Lived from 1048 to circa 1122. His full name was Ghiyath al-Din Abu’l-Fath Umar ibn Ibrahim Al-Nisaburi al-Khayyami. A literal translation of his name “al Khayyami” means ‘the tentmaker’ - in reference possibly to the trade of his father.
Khayyam studied philosophy at Naishapur, as well as mathematics and astronomy. In 1070 he moved to Samarkand in Uzbekistan where he wrote his most famous algebra work, Treatise on Demonstration of Problems of Algebra. Malik Shah, the grandson of the founder of the Seljuq Dynasty, sent an invitation to Khayyam to set up an Observatory at Esfahan, the capital. One of Khayyam’s tasks was to compute the length of one year which he came up as 365.24219858156 days. He was not accurate, but he wasn’t far off. About eight hundred years later, the most accurate computation given was 365.242196 days; today we know it is 365.242190 days.
Shortly after Malik Shah’s third son, Sanjar, had become the ruler of the Seljuq empire, Khayyam left Esfahan and travelled to Merv (now known as Mary in Turkmenistan), which had been declared the new capital of the Seljuq empire. In one of his algebra journals, he described some of the mathematical work he was mulling over:
The Indians possess methods for finding the sides of squares and cubes based on such knowledge of the squares of nine figures, that is the square of 1, 2, 3, etc. and also the products formed by multiplying them by each other, i.e. the products of 2, 3 etc. I have composed a work to demonstrate the accuracy of these methods, and have proved that they do lead to the sought aim. I have moreover increased the species, that is I have shown how to find the sides of the square-square, quatro-cube, cubo-cube, etc. to any length, which has not been made before now. the proofs I gave on this occasion are only arithmetic proofs based on the arithmetical parts of Euclid’s “Elements”.
Among other things, Khayyam is well known for solving a complex cubic equation; when he had found the solution, he stated that it required the use of conic sections and that it could not be solved by ruler and compass methods - something that would not be proved for another 750 years.
In his Commentaries on the difficult postulates of Euclid’s book, Khayyam also made contributions to non-euclidean geometry though accidentally.

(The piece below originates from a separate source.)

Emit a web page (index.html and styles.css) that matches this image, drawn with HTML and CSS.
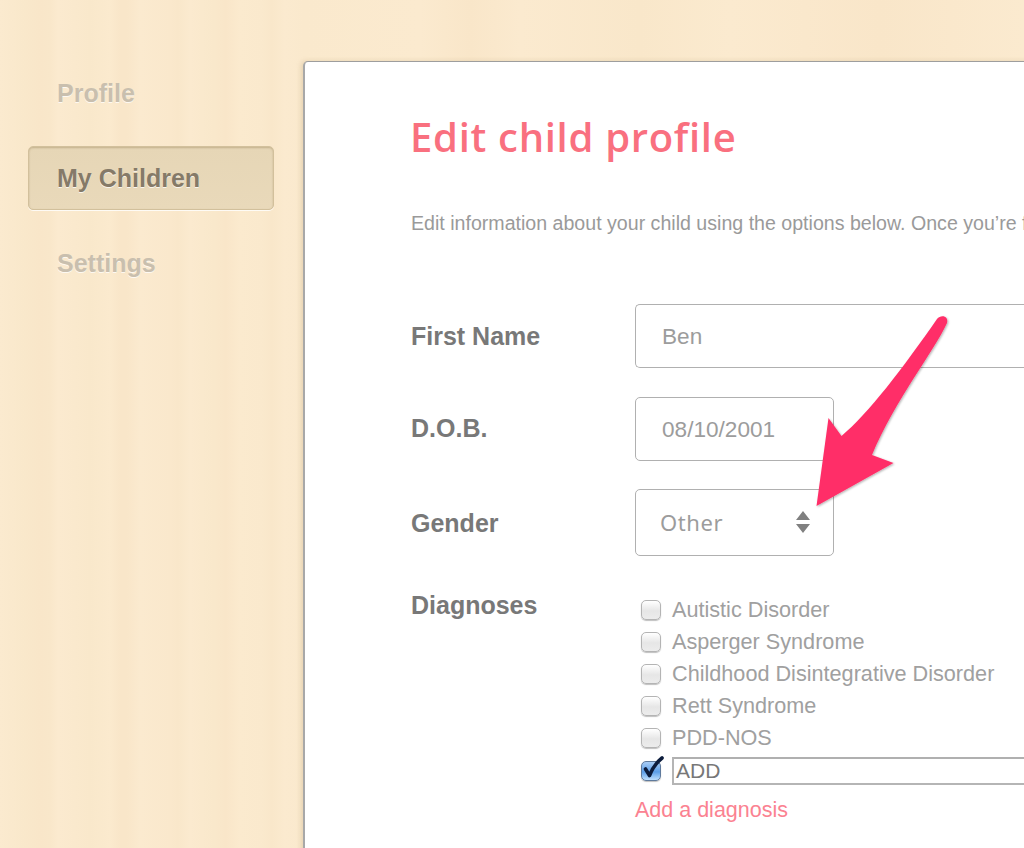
FILE: index.html
```html
<!DOCTYPE html>
<html lang="en">
<head>
<meta charset="utf-8">
<title>Edit child profile</title>
<link rel="stylesheet" href="styles.css">
</head>
<body>
<div class="page">
  <nav class="sidebar">
    <a class="nav-item">Profile</a>
    <a class="nav-item active">My Children</a>
    <a class="nav-item">Settings</a>
  </nav>
  <main class="panel">
    <h1 class="title">Edit child profile</h1>
    <p class="intro">Edit information about your child using the options below. Once you’re finished, click the save button at the bottom.</p>
    <form class="form">
      <div class="row row-name">
        <label class="label">First Name</label>
        <div class="field field-wide">Ben</div>
      </div>
      <div class="row row-dob">
        <label class="label">D.O.B.</label>
        <div class="field field-short">08/10/2001</div>
      </div>
      <div class="row row-gender">
        <label class="label">Gender</label>
        <div class="field field-short select">
          <span class="select-value">Other</span>
          <svg class="updown" width="14" height="22" viewBox="0 0 14 22"><path d="M7 0l7 9H0z M0 13h14l-7 9z" fill="#808080"/></svg>
        </div>
      </div>
      <div class="row row-diag">
        <label class="label">Diagnoses</label>
        <div class="diag">
          <div class="check"><span class="box"></span><span>Autistic Disorder</span></div>
          <div class="check"><span class="box"></span><span>Asperger Syndrome</span></div>
          <div class="check"><span class="box"></span><span>Childhood Disintegrative Disorder</span></div>
          <div class="check"><span class="box"></span><span>Rett Syndrome</span></div>
          <div class="check"><span class="box"></span><span>PDD-NOS</span></div>
          <div class="check check-other">
            <span class="box checked"><svg class="tick" width="24" height="26" viewBox="0 0 24 26"><path d="M5.500 14L9.500 20.500C12 14 16 8 22 3" fill="none" stroke="#0c1c3c" stroke-width="3.600" stroke-linecap="round" stroke-linejoin="round"/></svg></span>
            <div class="other-input">ADD</div>
          </div>
          <a class="add-link">Add a diagnosis</a>
        </div>
      </div>
    </form>
  </main>
  <svg class="arrow" width="1024" height="848" viewBox="0 0 1024 848">
    <defs>
      <filter id="arrow-shadow" x="-20%" y="-20%" width="140%" height="140%">
        <feDropShadow dx="1" dy="1" stdDeviation="1" flood-color="#000" flood-opacity="0.3"/>
      </filter>
    </defs>
    <path d="M816.500 506 L828.500 418 L841.500 436 C868 414 903 368 937 319 C941 314 949 316 947 323 C935 350 895 400 872 455 L893.500 463 Z" fill="#ff2f68" filter="url(#arrow-shadow)"/>
  </svg>
</div>
</body>
</html>
```
FILE: styles.css
```css
* { box-sizing: border-box; }
html, body { margin: 0; padding: 0; }
body { font-family: "Liberation Sans", Arial, sans-serif; }
.page {
  position: relative;
  width: 1024px;
  height: 848px;
  overflow: hidden;
  display: flex;
  padding: 61px 0 0 0;
  background-color: #fae9cd;
  background-image:
    linear-gradient(90deg,
      #fbeacf 0, #f9e8cb 24px, #f9e6c9 40px, #f9e7ca 50px, #fbeacf 58px,
      #fae9cd 75px, #f9e8cb 90px, #fbeace 110px, #f9e6c9 120px, #f9e6c9 127px,
      #fbeacf 140px, #fae8cc 170px, #f9e7ca 178px, #fbeacf 190px,
      #f9e8cb 214px, #f9e6c9 226px, #fbeace 240px, #fae9cd 262px,
      #f9e7ca 272px, #fbeacf 285px, #fae9cd 304px,
      #fbeacf 420px, #f9e6c9 470px, #fbeacf 520px, #f9e7ca 640px, #fbeacf 730px, #f9e6c9 880px, #fbeacf 1024px);
}
.sidebar {
  width: 303px;
  flex: none;
  padding: 0 29px 0 28px;
  display: flex;
  flex-direction: column;
  gap: 21px;
}
.nav-item {
  height: 64px;
  padding-left: 28px;
  display: flex;
  align-items: center;
  font-size: 25px;
  font-weight: 700;
  color: #c9bfae;
  text-shadow: 0 1px 0 rgba(255,255,255,.75);
  border: 1px solid transparent;
  border-radius: 5px;
}
.nav-item.active {
  color: #857a68;
  background: linear-gradient(180deg, #e6d6b6, #e9d9ba);
  border-color: #d2c09c;
  box-shadow: inset 0 1px 2px rgba(130,105,60,.35), 0 1px 0 rgba(255,255,255,.8);
}
.panel {
  flex: none;
  width: 800px;
  height: 900px;
  background: #fff;
  border-top: 1px solid #9e9e9e;
  border-left: 2px solid #a8a8a8;
  border-radius: 5px 0 0 0;
  padding: 0 0 0 106px;
  box-shadow: -2px 0 5px rgba(160,130,80,.22);
}
.title {
  margin: 50px 0 0 -1px;
  font-family: "Open Sans", "Noto Sans", sans-serif;
  font-size: 40px;
  line-height: 50px;
  font-weight: 600;
  letter-spacing: .7px;
  color: #f9707f;
  white-space: nowrap;
}
.intro {
  margin: 49px 0 0;
  font-size: 19.600px;
  line-height: 24px;
  color: #9a9a9a;
  white-space: nowrap;
  overflow: hidden;
  width: 613px;
}
.form { margin-top: 69px; }
.row {
  display: flex;
  align-items: flex-start;
  margin-bottom: 29px;
}
.label {
  width: 224px;
  flex: none;
  font-size: 25px;
  font-weight: 700;
  color: #787878;
  line-height: 30px;
}
.row-name .label { padding-top: 17px; }
.row-dob .label { padding-top: 16px; }
.row-gender .label { padding-top: 19px; }
.row-diag .label { padding-top: 0; }
.field {
  border: 1px solid #b0b0b0;
  border-radius: 5px;
  height: 64px;
  background: #fff;
  font-size: 22.600px;
  color: #9c9c9c;
  display: flex;
  align-items: center;
  padding: 2px 0 0 26px;
}
.field-wide { width: 420px; border-right: 0; border-radius: 5px 0 0 5px; }
.field-short { width: 199px; }
.select { height: 67px; justify-content: space-between; padding: 0 23px 2px 24px; letter-spacing: .6px; font-family: "Noto Sans", "Open Sans", sans-serif; font-size: 22px; }
.row-dob { margin-bottom: 28px; }
.row-gender { margin-bottom: 34px; }
.diag { display: flex; flex-direction: column; padding: 4px 0 0 6px; }
.check {
  display: flex;
  align-items: center;
  height: 32px;
  gap: 11px;
  font-size: 21.650px;
  color: #a0a0a0;
}
.check-other { margin-top: 1px; }
.box {
  position: relative;
  flex: none;
  width: 20px;
  height: 20px;
  border: 1px solid #b4b4b4;
  border-radius: 5px;
  background: linear-gradient(180deg, #fff, #e6e6e6 55%, #ececec);
  box-shadow: 0 1px 1px rgba(0,0,0,.25);
}
.box.checked {
  background: linear-gradient(180deg, #a9cdf5, #5b9ee8 55%, #bfe0ff);
  border-color: #5f7a9c;
}
.tick { position: absolute; left: -2px; top: -7px; }
.other-input {
  width: 400px;
  height: 28px;
  border-top: 2px solid #b0b0b0;
  border-left: 2px solid #b5b5b5;
  border-bottom: 2px solid #b5b5b5;
  color: #777;
  font-size: 21px;
  line-height: 24px;
  padding-left: 2px;
}
.add-link {
  display: block;
  margin: 11px 0 0 -6px;
  font-size: 21.500px;
  line-height: 25px;
  color: #fb8291;
}
.arrow { position: absolute; left: 0; top: 0; pointer-events: none; }
```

Perhaps among all things, however, Khayyam is today best known for his poetry - made more famous when, in 1859, Edward Fitzgerald translated it from Farsi into English; it was so popular that it went through five editions. It was a collection of short, four-line poems all known as the Rubaiyat. It has been translated into English, French, German, Italian, Russian, Chinese, Hindi, Arabic, and Urdu.